Le département qui a engagé des dépenses d’aide sociale au titre des frais d’hébergement et d’entretien d’une personne handicapée accueillie en établissement peut exercer un recours en récupération de ces aides sur l’actif de la succession du bénéficiaire (CASF art. L 132-8). Par exception, ces frais ne sont pas récupérables lorsque le bénéficiaire était handicapé et que ses héritiers sont ses enfants, son conjoint, ses parents ou une personne ayant assumé sa charge effective et constante (CASF art. L 344-5). La Cour de cassation apporte des précisions sur la notion de charge effective et constante dans une décision du 26 janvier 2023.

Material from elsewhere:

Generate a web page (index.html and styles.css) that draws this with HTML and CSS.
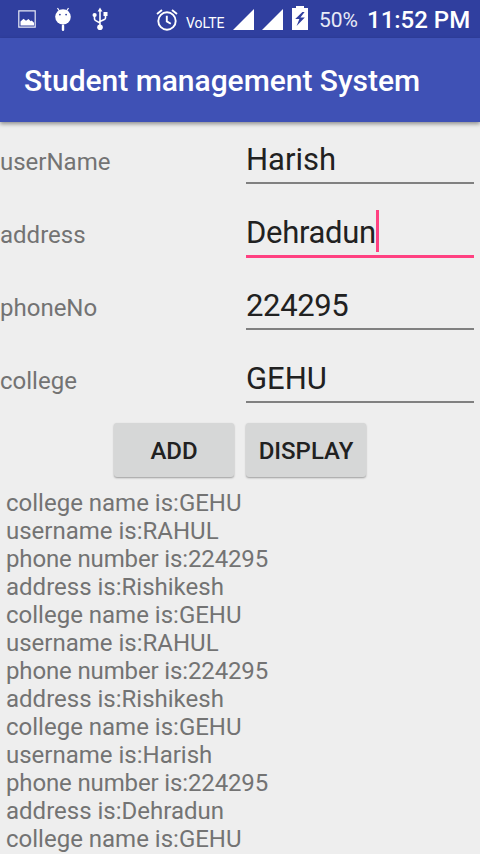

En l’espèce, une personne handicapée décède après avoir été hébergée pendant cinq ans dans un foyer d’accueil médicalisé. Le département notifie à sa sœur, héritière, sa décision de récupérer sur la succession la somme de 270 654,47 € au titre de l’aide sociale versée pour la prise en charge des frais de séjour et d’hébergement en établissement. Elle saisit les tribunaux.
Les juges d’appel rejettent partiellement son recours, limitant le montant de la récupération à 90 000 €. Ils considèrent que l’assistance prodiguée relève de l’attachement familial et de la loyauté entre membres d’une même famille et ne peut avoir pour effet de faire échec à l’action du département dont le financement est assuré par les impôts versés par la collectivité nationale.
Censure de la Cour de cassation, qui rappelle d’abord le principe de la récupération des aides sociales et son exclusion lorsque l’héritier du bénéficiaire décédé est la personne qui a assumé, de façon effective et constante, la charge de la personne handicapée. Elle indique ensuite que la charge effective et constante s’entend d’un engagement régulier et personnel de l’héritier auprès de la personne handicapée, placée en établissement, tant d’ordre matériel qu’affectif et moral.
La Cour relève que l’intéressée a produit aux débats de très nombreuses attestations établissant qu’elle s’est beaucoup occupée de sa sœur pendant les 25 années qui ont suivi l’accident de circulation à l’origine du handicap de celle-ci et qu’elle a été présente, ainsi que ses proches parents, de façon régulière pour soutenir affectivement et sur le plan pratique la bénéficiaire.
En outre, la Haute Juridiction souligne que la commission départementale d’aide sociale, approuvée par la cour d’appel, a réduit le montant du recours, reconnaissant ainsi que l'héritière avait assumé de façon effective et constante la charge de la personne handicapée.
A noter :
1. La Cour de cassation, qui a repris le contentieux de l’aide sociale au 1er janvier 2019, rejoint ainsi la jurisprudence de la Commission centrale d’aide sociale, qui considérait que la charge effective et constante de la personne handicapée s’entend d’un engagement actif et continu envers elle, notamment d’ordre affectif (notamment, CCAS 5-2-2001 n° 981542 : BO Cahier jurisprudence aide sociale n° 2001/8).
2. La portée de la solution s’étend aux autres aides sociales pour les personnes handicapées (prestations à domicile, aide médicale à domicile, aide ménagère), ces aides n’étant pas non plus récupérables auprès de la personne ayant assumé la charge effective et constante de la personne handicapée (CASF art. L 241-4).